I also would recommend you change the 200 to 60.  I like the smaller area a bit better (after further testing).


----------



## Rick Rothstein (Sep 21, 2016)

A better place for this kind of message would be the Lounge sub-forum.


----------



## syphontwo (Sep 21, 2016)

I would happily move it there if I could.  Is there a mod I could contact to clean it up?  I won't repost it there unless I am requested to.  I'm not to sure the style and power of moderation available on these forums.


----------



## Rick Rothstein (Sep 21, 2016)

syphontwo said:


> I would happily move it there if I could.  Is there a mod I could contact to clean it up?  I won't repost it there unless I am requested to.  I'm not to sure the style and power of moderation available on these forums.

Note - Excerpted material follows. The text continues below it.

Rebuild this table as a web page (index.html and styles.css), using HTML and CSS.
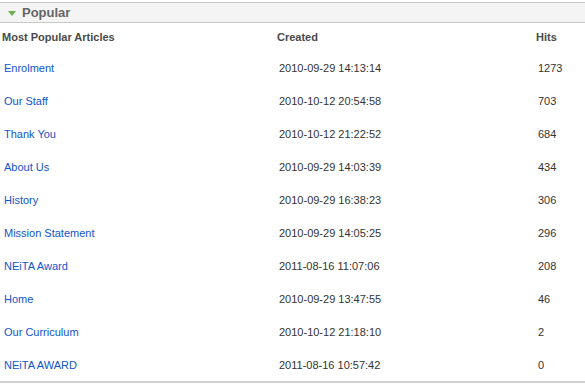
FILE: index.html
```html
<!DOCTYPE html>
<html>
<head>
<meta charset="utf-8">
<link rel="stylesheet" href="styles.css">
</head>
<body>
<div class="panel">
  <h3 class="panel-title"><span class="arrow"></span>Popular</h3>
  <table class="popular">
    <thead>
      <tr><th class="c-title">Most Popular Articles</th><th class="c-created">Created</th><th class="c-hits">Hits</th></tr>
    </thead>
    <tbody>
      <tr><td class="c-title"><a href="#">Enrolment</a></td><td class="c-created">2010-09-29 14:13:14</td><td class="c-hits">1273</td></tr>
      <tr><td class="c-title"><a href="#">Our Staff</a></td><td class="c-created">2010-10-12 20:54:58</td><td class="c-hits">703</td></tr>
      <tr><td class="c-title"><a href="#">Thank You</a></td><td class="c-created">2010-10-12 21:22:52</td><td class="c-hits">684</td></tr>
      <tr><td class="c-title"><a href="#">About Us</a></td><td class="c-created">2010-09-29 14:03:39</td><td class="c-hits">434</td></tr>
      <tr><td class="c-title"><a href="#">History</a></td><td class="c-created">2010-09-29 16:38:23</td><td class="c-hits">306</td></tr>
      <tr><td class="c-title"><a href="#">Mission Statement</a></td><td class="c-created">2010-09-29 14:05:25</td><td class="c-hits">296</td></tr>
      <tr><td class="c-title"><a href="#">NEiTA Award</a></td><td class="c-created">2011-08-16 11:07:06</td><td class="c-hits">208</td></tr>
      <tr><td class="c-title"><a href="#">Home</a></td><td class="c-created">2010-09-29 13:47:55</td><td class="c-hits">46</td></tr>
      <tr><td class="c-title"><a href="#">Our Curriculum</a></td><td class="c-created">2010-10-12 21:18:10</td><td class="c-hits">2</td></tr>
      <tr><td class="c-title"><a href="#">NEiTA AWARD</a></td><td class="c-created">2011-08-16 10:57:42</td><td class="c-hits">0</td></tr>
    </tbody>
  </table>
</div>
</body>
</html>
```
FILE: styles.css
```css
html, body {
  margin: 0;
  padding: 0;
  background: #fff;
}
body {
  font-family: "Liberation Sans", Arial, sans-serif;
  font-size: 11px;
  color: #333;
}
.panel {
  padding-top: 2px;
  border-bottom: 2px solid #d0d0d0;
}
.panel-title {
  margin: 0;
  height: 19px;
  display: flex;
  align-items: center;
  background: #f4f4f4;
  border-top: 1px solid #c8c8c8;
  border-bottom: 1px solid #c8c8c8;
  font-size: 13px;
  font-weight: bold;
  color: #666;
  padding-left: 8px;
}
.arrow {
  width: 0;
  height: 0;
  border-left: 4px solid transparent;
  border-right: 4px solid transparent;
  border-top: 5px solid #6ab04c;
  margin-right: 6px;
  margin-top: 2px;
}
.popular {
  width: 100%;
  border-collapse: collapse;
}
.popular th {
  height: 28px;
  padding: 0 2px;
  text-align: left;
  font-weight: bold;
  color: #4a4a4a;
  vertical-align: middle;
}
.popular td {
  height: 33px;
  padding: 0 4px;
  vertical-align: middle;
  color: #333;
}
.popular .c-title { width: 267px; }
.popular .c-created { width: 251px; }
.popular a {
  color: #1155cc;
  text-decoration: none;
}
```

After 10 minutes, you can no longer edit nor delete a message that you post. I am guessing a moderator will eventually see this and move it. I was just noting about the Lounge for any future threads like this which you might want to post.


----------



## syphontwo (Sep 21, 2016)

Thanks for the advice.  I've been wanting to find ways to give back to the community here since it has been a big help to me over the years in finding answers (most of what I needed was already asked).  Best way I can think of is sharing my small programs which are either handy or fun, like this and my lexigraphic sorting function.  I'll be sure to keep as much of that in the lounge as is appropriate.  I sadly have very little time to browse the forums and much-less answer questions, so I give what I can.


----------



## taurean (Sep 26, 2016)

In Excel 2016, the code seemed to trip on cell.select statement. After adding an explicit sheet reference, worked fine. Thanks for posting it.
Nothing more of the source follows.